Opinion ID: 2366001
Heading Depth: 1
Heading Rank: 2

Heading: Consent and the Right of Privacy

Text: The defendant next argues that the governing statute, insofar as it purports to proscribe sexual acts committed in private by consenting adults, violates his constitutional right of privacy as explicated in recent Supreme Court decisions. [4] The defendant lacks standing to press this contention, however, because of the traditional rule that bars a person to whom a statute may be constitutionally applied from challenging that statute on the ground that it may conceivably be applied unconstitutionally to others in hypothetical situations not before the court. Broadrick v. Oklahoma, 413 U.S. 601, 610, 93 S.Ct. 2908, 2915, 37 L.Ed.2d 830, 839 (1973); State v. Picillo, 105 R.I. 364, 369, 252 A.2d 191, 194 (1969). That principle applies in this case because, notwithstanding the positive, uncontradicted and unimpeached testimony that the act of fellatio in this case was nonconsensual, defendant is here urging the claim of a hypothetical consenting adult to an asserted constitutional protection.
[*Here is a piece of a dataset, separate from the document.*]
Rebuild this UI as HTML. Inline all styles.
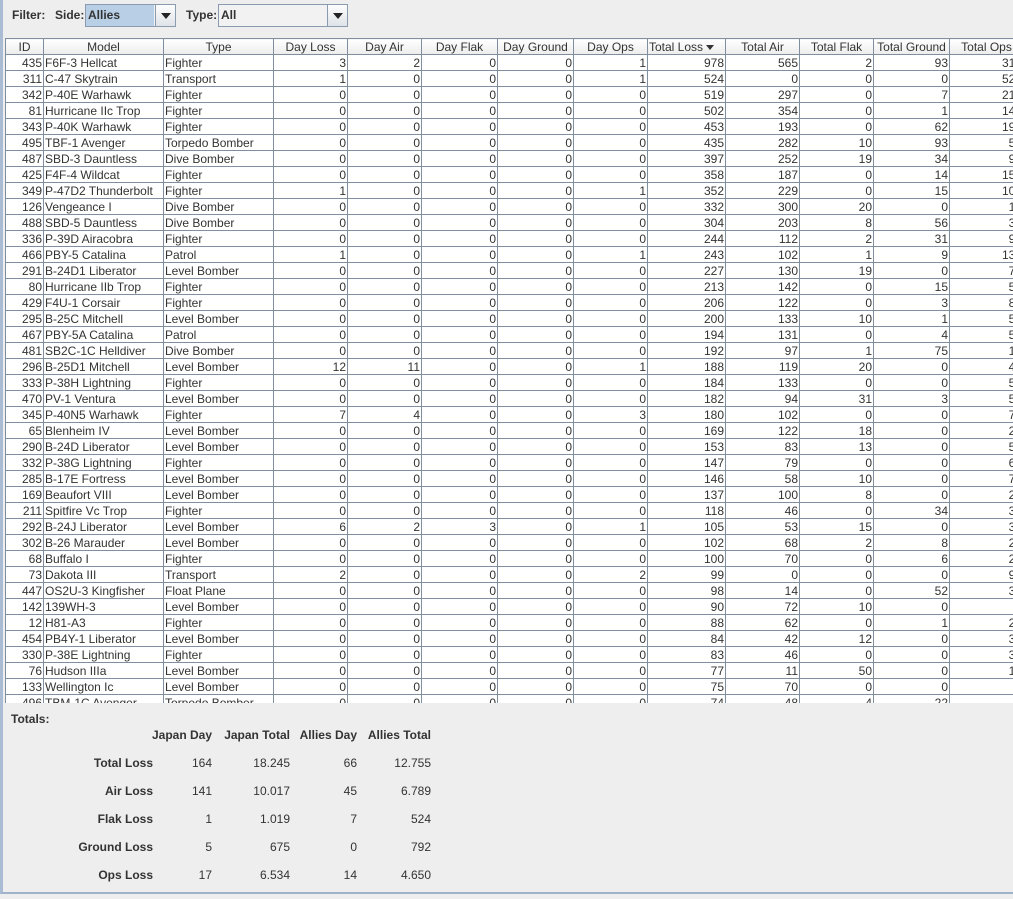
<!DOCTYPE html>
<html><head><meta charset="utf-8"><style>
*{margin:0;padding:0;box-sizing:border-box}
body{width:1013px;height:899px;overflow:hidden;background:#eeeeee;font-family:"Liberation Sans",Arial,sans-serif;font-size:12px;color:#333;position:relative}
.frame{position:absolute;left:0;top:0;width:1020px;height:894px;border-left:3px solid #a9bcd3;border-bottom:2px solid #9fb3cc}
.lbl{position:absolute;top:8px;font-weight:bold;color:#333}
.combo{position:absolute;top:4px;height:23px;border:1px solid #8a9bb0;background:#f2f2f2}
.combo .t{position:absolute;left:0;top:0;bottom:0;padding-left:2px;line-height:21px;font-weight:bold}
.combo .b{position:absolute;right:0;top:0;bottom:0;width:20px;border-left:1px solid #8a9bb0;background:linear-gradient(#fdfdfd,#dfe3e8)}
.combo .b:after{content:"";position:absolute;left:5px;top:8px;border-left:5px solid transparent;border-right:5px solid transparent;border-top:6px solid #222}
.tw{position:absolute;left:5px;top:38px;width:1030px;height:665px;overflow:hidden;background:#fff}
table{border-collapse:collapse;table-layout:fixed;width:1030px}
td,th{border:1px solid #7f8fa0;height:16px;padding:0 1px;white-space:nowrap;overflow:hidden;line-height:14px;font-size:12px;color:#333}
th{font-weight:normal;background:linear-gradient(#fff,#ececec);text-align:center;font-size:12px}
td{text-align:right}
td:nth-child(2),td:nth-child(3){text-align:left}
.arr{display:inline-block;width:0;height:0;border-left:4px solid transparent;border-right:4px solid transparent;border-top:5px solid #333;vertical-align:middle;margin-left:3px}
.tot{position:absolute;left:3px;top:703px;width:1010px;height:189px;background:#eeeeee}
.tot div{position:absolute;font-weight:bold;color:#333}
.r{text-align:right}
.n{font-weight:normal!important;text-align:right}
</style></head><body>
<div class="frame"></div>
<div class="lbl" style="left:12px">Filter:</div>
<div class="lbl" style="left:55px">Side:</div>
<div class="combo" style="left:85px;width:91px"><div class="t" style="right:21px;background:#b8cfe5">Allies</div><div class="b"></div></div>
<div class="lbl" style="left:186px">Type:</div>
<div class="combo" style="left:218px;width:130px"><div class="t" style="right:21px">All</div><div class="b"></div></div>
<div class="tw"><table>
<colgroup><col style="width:38px"><col style="width:120px"><col style="width:110px"><col style="width:74px"><col style="width:74px"><col style="width:76px"><col style="width:76px"><col style="width:74px"><col style="width:78px"><col style="width:74px"><col style="width:74px"><col style="width:76px"><col style="width:74px"><col style="width:32px"></colgroup>
<tr><th>ID</th><th>Model</th><th>Type</th><th>Day Loss</th><th>Day Air</th><th>Day Flak</th><th>Day Ground</th><th>Day Ops</th><th style="text-align:left">Total Loss<span class="arr"></span></th><th>Total Air</th><th>Total Flak</th><th>Total Ground</th><th>Total Ops</th><th></th></tr>
<tr><td>435</td><td>F6F-3 Hellcat</td><td>Fighter</td><td>3</td><td>2</td><td>0</td><td>0</td><td>1</td><td>978</td><td>565</td><td>2</td><td>93</td><td>318</td><td></td></tr>
<tr><td>311</td><td>C-47 Skytrain</td><td>Transport</td><td>1</td><td>0</td><td>0</td><td>0</td><td>1</td><td>524</td><td>0</td><td>0</td><td>0</td><td>524</td><td></td></tr>
<tr><td>342</td><td>P-40E Warhawk</td><td>Fighter</td><td>0</td><td>0</td><td>0</td><td>0</td><td>0</td><td>519</td><td>297</td><td>0</td><td>7</td><td>215</td><td></td></tr>
<tr><td>81</td><td>Hurricane IIc Trop</td><td>Fighter</td><td>0</td><td>0</td><td>0</td><td>0</td><td>0</td><td>502</td><td>354</td><td>0</td><td>1</td><td>147</td><td></td></tr>
<tr><td>343</td><td>P-40K Warhawk</td><td>Fighter</td><td>0</td><td>0</td><td>0</td><td>0</td><td>0</td><td>453</td><td>193</td><td>0</td><td>62</td><td>198</td><td></td></tr>
<tr><td>495</td><td>TBF-1 Avenger</td><td>Torpedo Bomber</td><td>0</td><td>0</td><td>0</td><td>0</td><td>0</td><td>435</td><td>282</td><td>10</td><td>93</td><td>50</td><td></td></tr>
<tr><td>487</td><td>SBD-3 Dauntless</td><td>Dive Bomber</td><td>0</td><td>0</td><td>0</td><td>0</td><td>0</td><td>397</td><td>252</td><td>19</td><td>34</td><td>92</td><td></td></tr>
<tr><td>425</td><td>F4F-4 Wildcat</td><td>Fighter</td><td>0</td><td>0</td><td>0</td><td>0</td><td>0</td><td>358</td><td>187</td><td>0</td><td>14</td><td>157</td><td></td></tr>
<tr><td>349</td><td>P-47D2 Thunderbolt</td><td>Fighter</td><td>1</td><td>0</td><td>0</td><td>0</td><td>1</td><td>352</td><td>229</td><td>0</td><td>15</td><td>108</td><td></td></tr>
<tr><td>126</td><td>Vengeance I</td><td>Dive Bomber</td><td>0</td><td>0</td><td>0</td><td>0</td><td>0</td><td>332</td><td>300</td><td>20</td><td>0</td><td>12</td><td></td></tr>
<tr><td>488</td><td>SBD-5 Dauntless</td><td>Dive Bomber</td><td>0</td><td>0</td><td>0</td><td>0</td><td>0</td><td>304</td><td>203</td><td>8</td><td>56</td><td>37</td><td></td></tr>
<tr><td>336</td><td>P-39D Airacobra</td><td>Fighter</td><td>0</td><td>0</td><td>0</td><td>0</td><td>0</td><td>244</td><td>112</td><td>2</td><td>31</td><td>99</td><td></td></tr>
<tr><td>466</td><td>PBY-5 Catalina</td><td>Patrol</td><td>1</td><td>0</td><td>0</td><td>0</td><td>1</td><td>243</td><td>102</td><td>1</td><td>9</td><td>131</td><td></td></tr>
<tr><td>291</td><td>B-24D1 Liberator</td><td>Level Bomber</td><td>0</td><td>0</td><td>0</td><td>0</td><td>0</td><td>227</td><td>130</td><td>19</td><td>0</td><td>78</td><td></td></tr>
<tr><td>80</td><td>Hurricane IIb Trop</td><td>Fighter</td><td>0</td><td>0</td><td>0</td><td>0</td><td>0</td><td>213</td><td>142</td><td>0</td><td>15</td><td>56</td><td></td></tr>
<tr><td>429</td><td>F4U-1 Corsair</td><td>Fighter</td><td>0</td><td>0</td><td>0</td><td>0</td><td>0</td><td>206</td><td>122</td><td>0</td><td>3</td><td>81</td><td></td></tr>
<tr><td>295</td><td>B-25C Mitchell</td><td>Level Bomber</td><td>0</td><td>0</td><td>0</td><td>0</td><td>0</td><td>200</td><td>133</td><td>10</td><td>1</td><td>56</td><td></td></tr>
<tr><td>467</td><td>PBY-5A Catalina</td><td>Patrol</td><td>0</td><td>0</td><td>0</td><td>0</td><td>0</td><td>194</td><td>131</td><td>0</td><td>4</td><td>59</td><td></td></tr>
<tr><td>481</td><td>SB2C-1C Helldiver</td><td>Dive Bomber</td><td>0</td><td>0</td><td>0</td><td>0</td><td>0</td><td>192</td><td>97</td><td>1</td><td>75</td><td>19</td><td></td></tr>
<tr><td>296</td><td>B-25D1 Mitchell</td><td>Level Bomber</td><td>12</td><td>11</td><td>0</td><td>0</td><td>1</td><td>188</td><td>119</td><td>20</td><td>0</td><td>49</td><td></td></tr>
<tr><td>333</td><td>P-38H Lightning</td><td>Fighter</td><td>0</td><td>0</td><td>0</td><td>0</td><td>0</td><td>184</td><td>133</td><td>0</td><td>0</td><td>51</td><td></td></tr>
<tr><td>470</td><td>PV-1 Ventura</td><td>Level Bomber</td><td>0</td><td>0</td><td>0</td><td>0</td><td>0</td><td>182</td><td>94</td><td>31</td><td>3</td><td>54</td><td></td></tr>
<tr><td>345</td><td>P-40N5 Warhawk</td><td>Fighter</td><td>7</td><td>4</td><td>0</td><td>0</td><td>3</td><td>180</td><td>102</td><td>0</td><td>0</td><td>78</td><td></td></tr>
<tr><td>65</td><td>Blenheim IV</td><td>Level Bomber</td><td>0</td><td>0</td><td>0</td><td>0</td><td>0</td><td>169</td><td>122</td><td>18</td><td>0</td><td>29</td><td></td></tr>
<tr><td>290</td><td>B-24D Liberator</td><td>Level Bomber</td><td>0</td><td>0</td><td>0</td><td>0</td><td>0</td><td>153</td><td>83</td><td>13</td><td>0</td><td>57</td><td></td></tr>
<tr><td>332</td><td>P-38G Lightning</td><td>Fighter</td><td>0</td><td>0</td><td>0</td><td>0</td><td>0</td><td>147</td><td>79</td><td>0</td><td>0</td><td>68</td><td></td></tr>
<tr><td>285</td><td>B-17E Fortress</td><td>Level Bomber</td><td>0</td><td>0</td><td>0</td><td>0</td><td>0</td><td>146</td><td>58</td><td>10</td><td>0</td><td>78</td><td></td></tr>
<tr><td>169</td><td>Beaufort VIII</td><td>Level Bomber</td><td>0</td><td>0</td><td>0</td><td>0</td><td>0</td><td>137</td><td>100</td><td>8</td><td>0</td><td>29</td><td></td></tr>
<tr><td>211</td><td>Spitfire Vc Trop</td><td>Fighter</td><td>0</td><td>0</td><td>0</td><td>0</td><td>0</td><td>118</td><td>46</td><td>0</td><td>34</td><td>38</td><td></td></tr>
<tr><td>292</td><td>B-24J Liberator</td><td>Level Bomber</td><td>6</td><td>2</td><td>3</td><td>0</td><td>1</td><td>105</td><td>53</td><td>15</td><td>0</td><td>37</td><td></td></tr>
<tr><td>302</td><td>B-26 Marauder</td><td>Level Bomber</td><td>0</td><td>0</td><td>0</td><td>0</td><td>0</td><td>102</td><td>68</td><td>2</td><td>8</td><td>24</td><td></td></tr>
<tr><td>68</td><td>Buffalo I</td><td>Fighter</td><td>0</td><td>0</td><td>0</td><td>0</td><td>0</td><td>100</td><td>70</td><td>0</td><td>6</td><td>24</td><td></td></tr>
<tr><td>73</td><td>Dakota III</td><td>Transport</td><td>2</td><td>0</td><td>0</td><td>0</td><td>2</td><td>99</td><td>0</td><td>0</td><td>0</td><td>99</td><td></td></tr>
<tr><td>447</td><td>OS2U-3 Kingfisher</td><td>Float Plane</td><td>0</td><td>0</td><td>0</td><td>0</td><td>0</td><td>98</td><td>14</td><td>0</td><td>52</td><td>32</td><td></td></tr>
<tr><td>142</td><td>139WH-3</td><td>Level Bomber</td><td>0</td><td>0</td><td>0</td><td>0</td><td>0</td><td>90</td><td>72</td><td>10</td><td>0</td><td>8</td><td></td></tr>
<tr><td>12</td><td>H81-A3</td><td>Fighter</td><td>0</td><td>0</td><td>0</td><td>0</td><td>0</td><td>88</td><td>62</td><td>0</td><td>1</td><td>25</td><td></td></tr>
<tr><td>454</td><td>PB4Y-1 Liberator</td><td>Level Bomber</td><td>0</td><td>0</td><td>0</td><td>0</td><td>0</td><td>84</td><td>42</td><td>12</td><td>0</td><td>30</td><td></td></tr>
<tr><td>330</td><td>P-38E Lightning</td><td>Fighter</td><td>0</td><td>0</td><td>0</td><td>0</td><td>0</td><td>83</td><td>46</td><td>0</td><td>0</td><td>37</td><td></td></tr>
<tr><td>76</td><td>Hudson IIIa</td><td>Level Bomber</td><td>0</td><td>0</td><td>0</td><td>0</td><td>0</td><td>77</td><td>11</td><td>50</td><td>0</td><td>16</td><td></td></tr>
<tr><td>133</td><td>Wellington Ic</td><td>Level Bomber</td><td>0</td><td>0</td><td>0</td><td>0</td><td>0</td><td>75</td><td>70</td><td>0</td><td>0</td><td>5</td><td></td></tr>
<tr><td>496</td><td>TBM-1C Avenger</td><td>Torpedo Bomber</td><td>0</td><td>0</td><td>0</td><td>0</td><td>0</td><td>74</td><td>48</td><td>4</td><td>22</td><td>0</td><td></td></tr>
</table></div>
<div class="tot">
<div style="left:8px;top:9px">Totals:</div>
<div class="r" style="left:130px;width:79px;top:25px">Japan Day</div>
<div class="r" style="left:210px;width:77px;top:25px">Japan Total</div>
<div class="r" style="left:290px;width:64px;top:25px">Allies Day</div>
<div class="r" style="left:358px;width:70px;top:25px">Allies Total</div>
<div class="r" style="left:20px;width:130px;top:53px">Total Loss</div>
<div class="n" style="left:130px;width:79px;top:53px">164</div><div class="n" style="left:210px;width:77px;top:53px">18.245</div><div class="n" style="left:290px;width:64px;top:53px">66</div><div class="n" style="left:358px;width:70px;top:53px">12.755</div>
<div class="r" style="left:20px;width:130px;top:81px">Air Loss</div>
<div class="n" style="left:130px;width:79px;top:81px">141</div><div class="n" style="left:210px;width:77px;top:81px">10.017</div><div class="n" style="left:290px;width:64px;top:81px">45</div><div class="n" style="left:358px;width:70px;top:81px">6.789</div>
<div class="r" style="left:20px;width:130px;top:109px">Flak Loss</div>
<div class="n" style="left:130px;width:79px;top:109px">1</div><div class="n" style="left:210px;width:77px;top:109px">1.019</div><div class="n" style="left:290px;width:64px;top:109px">7</div><div class="n" style="left:358px;width:70px;top:109px">524</div>
<div class="r" style="left:20px;width:130px;top:137px">Ground Loss</div>
<div class="n" style="left:130px;width:79px;top:137px">5</div><div class="n" style="left:210px;width:77px;top:137px">675</div><div class="n" style="left:290px;width:64px;top:137px">0</div><div class="n" style="left:358px;width:70px;top:137px">792</div>
<div class="r" style="left:20px;width:130px;top:165px">Ops Loss</div>
<div class="n" style="left:130px;width:79px;top:165px">17</div><div class="n" style="left:210px;width:77px;top:165px">6.534</div><div class="n" style="left:290px;width:64px;top:165px">14</div><div class="n" style="left:358px;width:70px;top:165px">4.650</div>
</div>
</body></html>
Consequently, even were we to hold § 11-10-1 unconstitutional as applied to consenting adults, defendant would take nothing; his conviction would still stand because it is predicated upon the undeniably constitutional application of the statute to a sexual act forced upon an unwilling victim. Cf. Commonwealth v. Balthazar, supra, 366 Mass. at 302, 318 N.E.2d at 481. This, therefore, is not a proper case for us to consider the constitutionality of § 11-10-1 as applied to the private sexual activities of consenting adults. See Commonwealth v. LaBella, 364 Mass. 550, 553-54, 306 N.E.2d 813, 815-16 (1974).